- Work to be completed:
All of the data should be repeated exactly; pictures are not part of the copy.

- Dataset excerpt:
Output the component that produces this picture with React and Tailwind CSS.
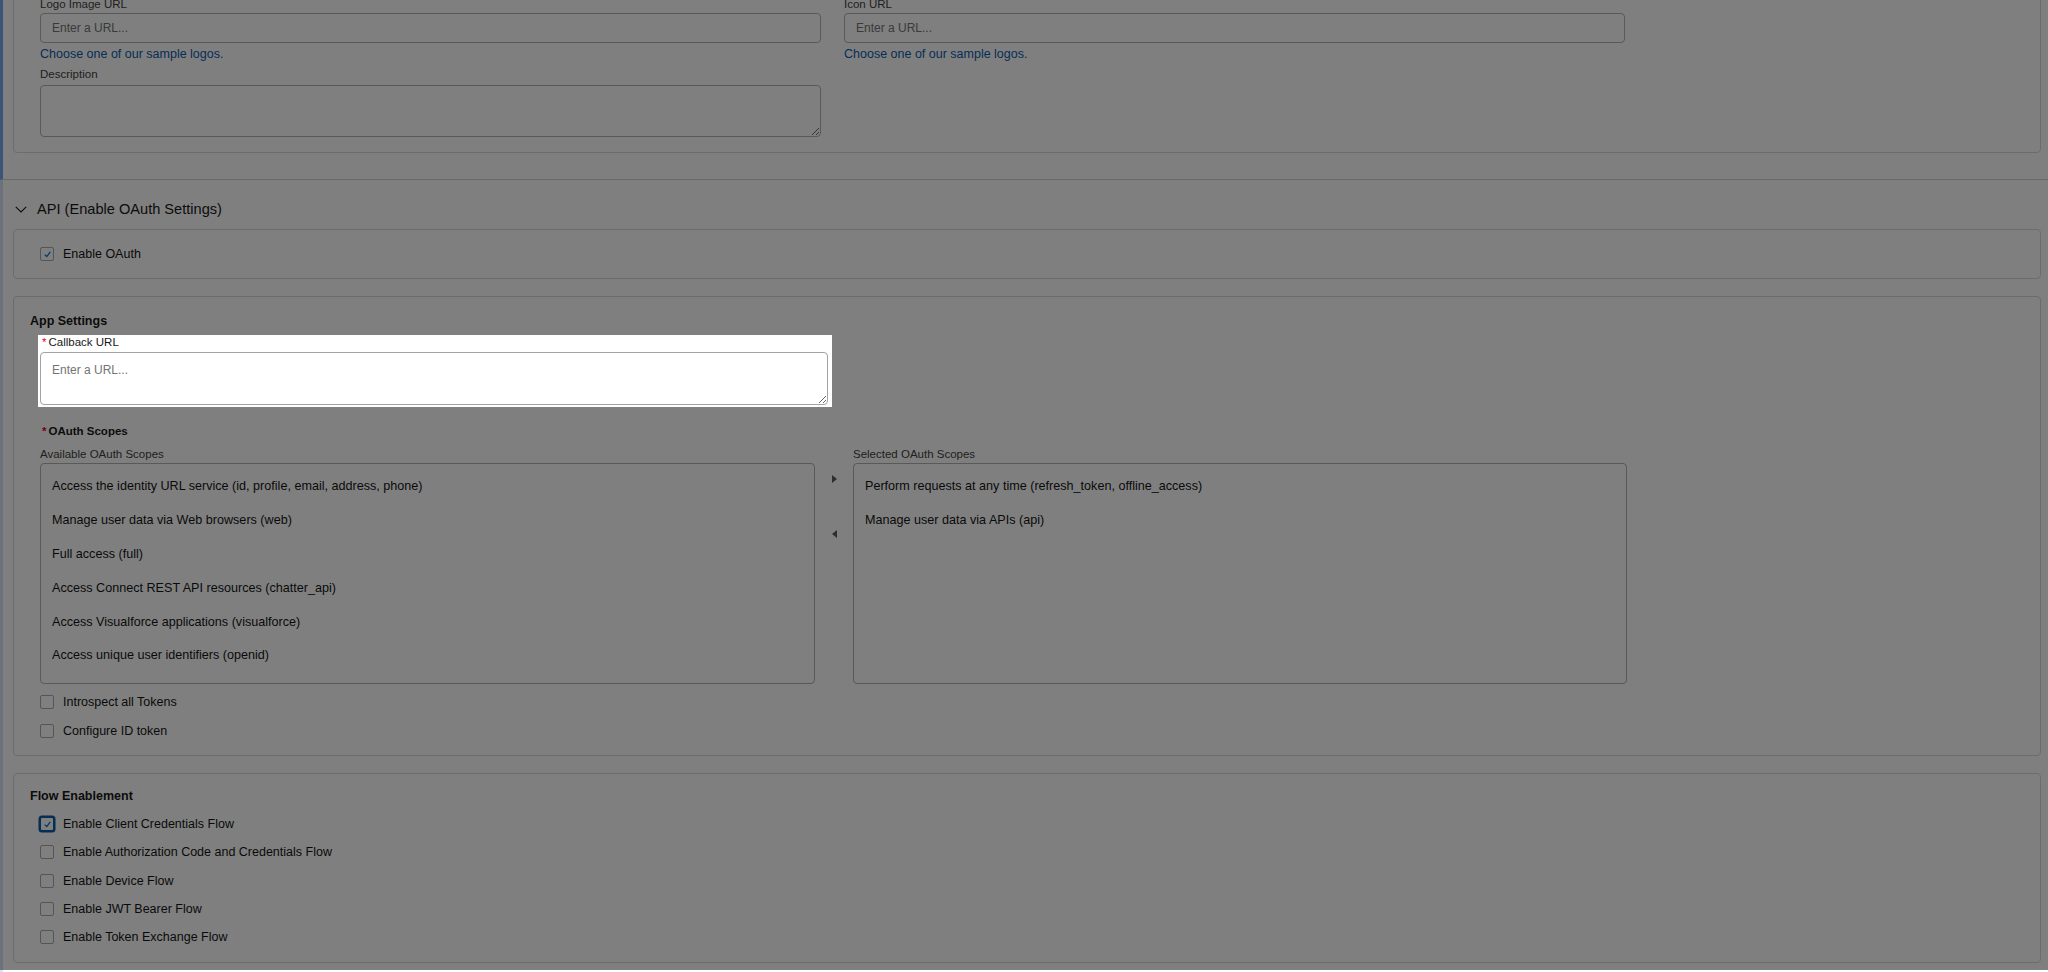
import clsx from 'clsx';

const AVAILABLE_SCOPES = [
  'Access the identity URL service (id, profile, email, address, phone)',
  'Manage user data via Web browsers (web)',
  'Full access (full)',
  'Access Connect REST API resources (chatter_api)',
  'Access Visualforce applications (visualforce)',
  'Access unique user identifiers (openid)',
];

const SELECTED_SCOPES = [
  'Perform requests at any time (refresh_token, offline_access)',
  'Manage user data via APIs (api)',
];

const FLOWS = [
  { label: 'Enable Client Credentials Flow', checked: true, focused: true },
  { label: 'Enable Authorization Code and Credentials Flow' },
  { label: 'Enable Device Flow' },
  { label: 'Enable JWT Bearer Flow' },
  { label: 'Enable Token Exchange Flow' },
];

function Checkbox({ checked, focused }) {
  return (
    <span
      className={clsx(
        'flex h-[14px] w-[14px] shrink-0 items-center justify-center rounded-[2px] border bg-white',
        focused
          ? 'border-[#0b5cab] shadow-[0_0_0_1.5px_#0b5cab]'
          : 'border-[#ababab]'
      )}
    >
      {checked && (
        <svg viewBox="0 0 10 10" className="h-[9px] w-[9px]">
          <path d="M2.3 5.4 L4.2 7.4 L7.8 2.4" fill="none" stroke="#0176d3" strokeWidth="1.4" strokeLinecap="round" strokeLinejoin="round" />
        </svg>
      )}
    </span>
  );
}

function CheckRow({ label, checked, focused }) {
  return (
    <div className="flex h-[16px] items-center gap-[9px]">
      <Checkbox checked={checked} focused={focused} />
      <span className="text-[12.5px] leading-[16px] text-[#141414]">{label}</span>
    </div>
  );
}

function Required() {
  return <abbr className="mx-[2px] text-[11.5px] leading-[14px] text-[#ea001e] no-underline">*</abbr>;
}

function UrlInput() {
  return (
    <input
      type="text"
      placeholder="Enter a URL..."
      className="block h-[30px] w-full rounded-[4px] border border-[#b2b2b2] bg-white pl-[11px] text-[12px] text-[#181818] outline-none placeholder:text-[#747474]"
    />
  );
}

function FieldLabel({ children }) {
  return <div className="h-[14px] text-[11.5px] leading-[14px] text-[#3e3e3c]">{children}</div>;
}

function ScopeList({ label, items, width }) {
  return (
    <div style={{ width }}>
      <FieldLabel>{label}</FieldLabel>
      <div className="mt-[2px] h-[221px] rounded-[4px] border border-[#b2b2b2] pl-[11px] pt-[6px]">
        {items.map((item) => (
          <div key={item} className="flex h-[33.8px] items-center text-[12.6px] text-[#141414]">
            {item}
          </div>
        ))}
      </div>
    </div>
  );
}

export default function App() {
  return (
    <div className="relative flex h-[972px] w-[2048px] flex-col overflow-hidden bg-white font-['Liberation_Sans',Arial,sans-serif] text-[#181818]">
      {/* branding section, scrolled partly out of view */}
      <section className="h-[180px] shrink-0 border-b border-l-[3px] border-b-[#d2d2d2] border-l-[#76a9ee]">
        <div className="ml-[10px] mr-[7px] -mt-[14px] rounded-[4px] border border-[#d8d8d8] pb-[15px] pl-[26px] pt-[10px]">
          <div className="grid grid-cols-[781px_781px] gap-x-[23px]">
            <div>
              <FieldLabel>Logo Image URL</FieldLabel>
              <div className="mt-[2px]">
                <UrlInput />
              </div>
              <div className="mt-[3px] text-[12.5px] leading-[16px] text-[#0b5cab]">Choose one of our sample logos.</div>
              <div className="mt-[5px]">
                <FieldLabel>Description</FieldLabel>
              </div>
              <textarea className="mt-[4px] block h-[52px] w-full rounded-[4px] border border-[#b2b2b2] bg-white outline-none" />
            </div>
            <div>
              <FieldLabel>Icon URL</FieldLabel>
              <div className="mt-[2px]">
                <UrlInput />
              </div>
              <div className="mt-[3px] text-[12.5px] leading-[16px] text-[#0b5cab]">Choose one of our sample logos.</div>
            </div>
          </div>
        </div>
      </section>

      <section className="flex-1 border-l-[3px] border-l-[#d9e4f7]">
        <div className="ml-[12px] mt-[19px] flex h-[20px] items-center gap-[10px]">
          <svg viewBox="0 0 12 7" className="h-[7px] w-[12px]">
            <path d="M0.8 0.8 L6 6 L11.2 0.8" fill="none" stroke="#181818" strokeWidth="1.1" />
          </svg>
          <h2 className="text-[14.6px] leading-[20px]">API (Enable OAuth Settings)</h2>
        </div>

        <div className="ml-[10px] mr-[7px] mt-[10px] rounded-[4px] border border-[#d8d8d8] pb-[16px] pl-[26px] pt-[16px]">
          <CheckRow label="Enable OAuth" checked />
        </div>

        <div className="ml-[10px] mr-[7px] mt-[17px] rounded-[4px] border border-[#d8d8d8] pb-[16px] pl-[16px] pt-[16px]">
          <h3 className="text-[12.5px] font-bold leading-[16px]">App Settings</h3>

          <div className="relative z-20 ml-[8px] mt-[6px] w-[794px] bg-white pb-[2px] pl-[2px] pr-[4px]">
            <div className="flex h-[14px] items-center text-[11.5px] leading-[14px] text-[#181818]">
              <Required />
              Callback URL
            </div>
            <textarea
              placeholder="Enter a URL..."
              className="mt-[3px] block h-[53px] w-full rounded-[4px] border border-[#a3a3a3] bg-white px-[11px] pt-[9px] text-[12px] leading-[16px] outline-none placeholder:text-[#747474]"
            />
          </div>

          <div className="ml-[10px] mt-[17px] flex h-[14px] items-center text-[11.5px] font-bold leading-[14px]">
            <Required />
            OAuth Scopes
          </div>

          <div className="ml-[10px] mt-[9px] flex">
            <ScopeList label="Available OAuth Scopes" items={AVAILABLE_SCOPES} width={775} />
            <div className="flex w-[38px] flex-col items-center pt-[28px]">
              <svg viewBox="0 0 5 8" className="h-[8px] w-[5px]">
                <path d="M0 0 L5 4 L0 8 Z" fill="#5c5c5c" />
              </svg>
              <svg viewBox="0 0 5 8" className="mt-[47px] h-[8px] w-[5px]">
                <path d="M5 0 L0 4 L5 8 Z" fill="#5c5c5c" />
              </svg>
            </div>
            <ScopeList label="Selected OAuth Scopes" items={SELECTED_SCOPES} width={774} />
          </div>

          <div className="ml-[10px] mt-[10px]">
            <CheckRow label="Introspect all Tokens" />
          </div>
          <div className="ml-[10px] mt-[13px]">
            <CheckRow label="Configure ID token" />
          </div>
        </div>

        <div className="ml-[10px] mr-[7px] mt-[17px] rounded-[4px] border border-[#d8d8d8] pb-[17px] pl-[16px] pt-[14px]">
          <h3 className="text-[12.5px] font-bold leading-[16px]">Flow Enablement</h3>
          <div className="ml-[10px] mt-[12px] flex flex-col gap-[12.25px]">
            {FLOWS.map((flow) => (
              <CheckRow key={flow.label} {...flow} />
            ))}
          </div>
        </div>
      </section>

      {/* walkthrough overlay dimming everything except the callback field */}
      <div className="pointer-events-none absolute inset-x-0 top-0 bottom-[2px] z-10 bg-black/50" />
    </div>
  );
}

- Response for this exercise:
Output the component that produces this picture with React and Tailwind CSS.
import clsx from 'clsx';

const AVAILABLE_SCOPES = [
  'Access the identity URL service (id, profile, email, address, phone)',
  'Manage user data via Web browsers (web)',
  'Full access (full)',
  'Access Connect REST API resources (chatter_api)',
  'Access Visualforce applications (visualforce)',
  'Access unique user identifiers (openid)',
];

const SELECTED_SCOPES = [
  'Perform requests at any time (refresh_token, offline_access)',
  'Manage user data via APIs (api)',
];

const FLOWS = [
  { label: 'Enable Client Credentials Flow', checked: true, focused: true },
  { label: 'Enable Authorization Code and Credentials Flow' },
  { label: 'Enable Device Flow' },
  { label: 'Enable JWT Bearer Flow' },
  { label: 'Enable Token Exchange Flow' },
];

function Checkbox({ checked, focused }) {
  return (
    <span
      className={clsx(
        'flex h-[14px] w-[14px] shrink-0 items-center justify-center rounded-[2px] border bg-white',
        focused
          ? 'border-[#0b5cab] shadow-[0_0_0_1.5px_#0b5cab]'
          : 'border-[#ababab]'
      )}
    >
      {checked && (
        <svg viewBox="0 0 10 10" className="h-[9px] w-[9px]">
          <path d="M2.3 5.4 L4.2 7.4 L7.8 2.4" fill="none" stroke="#0176d3" strokeWidth="1.4" strokeLinecap="round" strokeLinejoin="round" />
        </svg>
      )}
    </span>
  );
}

function CheckRow({ label, checked, focused }) {
  return (
    <div className="flex h-[16px] items-center gap-[9px]">
      <Checkbox checked={checked} focused={focused} />
      <span className="text-[12.5px] leading-[16px] text-[#141414]">{label}</span>
    </div>
  );
}

function Required() {
  return <abbr className="mx-[2px] text-[11.5px] leading-[14px] text-[#ea001e] no-underline">*</abbr>;
}

function UrlInput() {
  return (
    <input
      type="text"
      placeholder="Enter a URL..."
      className="block h-[30px] w-full rounded-[4px] border border-[#b2b2b2] bg-white pl-[11px] text-[12px] text-[#181818] outline-none placeholder:text-[#747474]"
    />
  );
}

function FieldLabel({ children }) {
  return <div className="h-[14px] text-[11.5px] leading-[14px] text-[#3e3e3c]">{children}</div>;
}

function ScopeList({ label, items, width }) {
  return (
    <div style={{ width }}>
      <FieldLabel>{label}</FieldLabel>
      <div className="mt-[2px] h-[221px] rounded-[4px] border border-[#b2b2b2] pl-[11px] pt-[6px]">
        {items.map((item) => (
          <div key={item} className="flex h-[33.8px] items-center text-[12.6px] text-[#141414]">
            {item}
          </div>
        ))}
      </div>
    </div>
  );
}

export default function App() {
  return (
    <div className="relative flex h-[972px] w-[2048px] flex-col overflow-hidden bg-white font-['Liberation_Sans',Arial,sans-serif] text-[#181818]">
      {/* branding section, scrolled partly out of view */}
      <section className="h-[180px] shrink-0 border-b border-l-[3px] border-b-[#d2d2d2] border-l-[#76a9ee]">
        <div className="ml-[10px] mr-[7px] -mt-[14px] rounded-[4px] border border-[#d8d8d8] pb-[15px] pl-[26px] pt-[10px]">
          <div className="grid grid-cols-[781px_781px] gap-x-[23px]">
            <div>
              <FieldLabel>Logo Image URL</FieldLabel>
              <div className="mt-[2px]">
                <UrlInput />
              </div>
              <div className="mt-[3px] text-[12.5px] leading-[16px] text-[#0b5cab]">Choose one of our sample logos.</div>
              <div className="mt-[5px]">
                <FieldLabel>Description</FieldLabel>
              </div>
              <textarea className="mt-[4px] block h-[52px] w-full rounded-[4px] border border-[#b2b2b2] bg-white outline-none" />
            </div>
            <div>
              <FieldLabel>Icon URL</FieldLabel>
              <div className="mt-[2px]">
                <UrlInput />
              </div>
              <div className="mt-[3px] text-[12.5px] leading-[16px] text-[#0b5cab]">Choose one of our sample logos.</div>
            </div>
          </div>
        </div>
      </section>

      <section className="flex-1 border-l-[3px] border-l-[#d9e4f7]">
        <div className="ml-[12px] mt-[19px] flex h-[20px] items-center gap-[10px]">
          <svg viewBox="0 0 12 7" className="h-[7px] w-[12px]">
            <path d="M0.8 0.8 L6 6 L11.2 0.8" fill="none" stroke="#181818" strokeWidth="1.1" />
          </svg>
          <h2 className="text-[14.6px] leading-[20px]">API (Enable OAuth Settings)</h2>
        </div>

        <div className="ml-[10px] mr-[7px] mt-[10px] rounded-[4px] border border-[#d8d8d8] pb-[16px] pl-[26px] pt-[16px]">
          <CheckRow label="Enable OAuth" checked />
        </div>

        <div className="ml-[10px] mr-[7px] mt-[17px] rounded-[4px] border border-[#d8d8d8] pb-[16px] pl-[16px] pt-[16px]">
          <h3 className="text-[12.5px] font-bold leading-[16px]">App Settings</h3>

          <div className="relative z-20 ml-[8px] mt-[6px] w-[794px] bg-white pb-[2px] pl-[2px] pr-[4px]">
            <div className="flex h-[14px] items-center text-[11.5px] leading-[14px] text-[#181818]">
              <Required />
              Callback URL
            </div>
            <textarea
              placeholder="Enter a URL..."
              className="mt-[3px] block h-[53px] w-full rounded-[4px] border border-[#a3a3a3] bg-white px-[11px] pt-[9px] text-[12px] leading-[16px] outline-none placeholder:text-[#747474]"
            />
          </div>

          <div className="ml-[10px] mt-[17px] flex h-[14px] items-center text-[11.5px] font-bold leading-[14px]">
            <Required />
            OAuth Scopes
          </div>

          <div className="ml-[10px] mt-[9px] flex">
            <ScopeList label="Available OAuth Scopes" items={AVAILABLE_SCOPES} width={775} />
            <div className="flex w-[38px] flex-col items-center pt-[28px]">
              <svg viewBox="0 0 5 8" className="h-[8px] w-[5px]">
                <path d="M0 0 L5 4 L0 8 Z" fill="#5c5c5c" />
              </svg>
              <svg viewBox="0 0 5 8" className="mt-[47px] h-[8px] w-[5px]">
                <path d="M5 0 L0 4 L5 8 Z" fill="#5c5c5c" />
              </svg>
            </div>
            <ScopeList label="Selected OAuth Scopes" items={SELECTED_SCOPES} width={774} />
          </div>

          <div className="ml-[10px] mt-[10px]">
            <CheckRow label="Introspect all Tokens" />
          </div>
          <div className="ml-[10px] mt-[13px]">
            <CheckRow label="Configure ID token" />
          </div>
        </div>

        <div className="ml-[10px] mr-[7px] mt-[17px] rounded-[4px] border border-[#d8d8d8] pb-[17px] pl-[16px] pt-[14px]">
          <h3 className="text-[12.5px] font-bold leading-[16px]">Flow Enablement</h3>
          <div className="ml-[10px] mt-[12px] flex flex-col gap-[12.25px]">
            {FLOWS.map((flow) => (
              <CheckRow key={flow.label} {...flow} />
            ))}
          </div>
        </div>
      </section>

      {/* walkthrough overlay dimming everything except the callback field */}
      <div className="pointer-events-none absolute inset-x-0 top-0 bottom-[2px] z-10 bg-black/50" />
    </div>
  );
}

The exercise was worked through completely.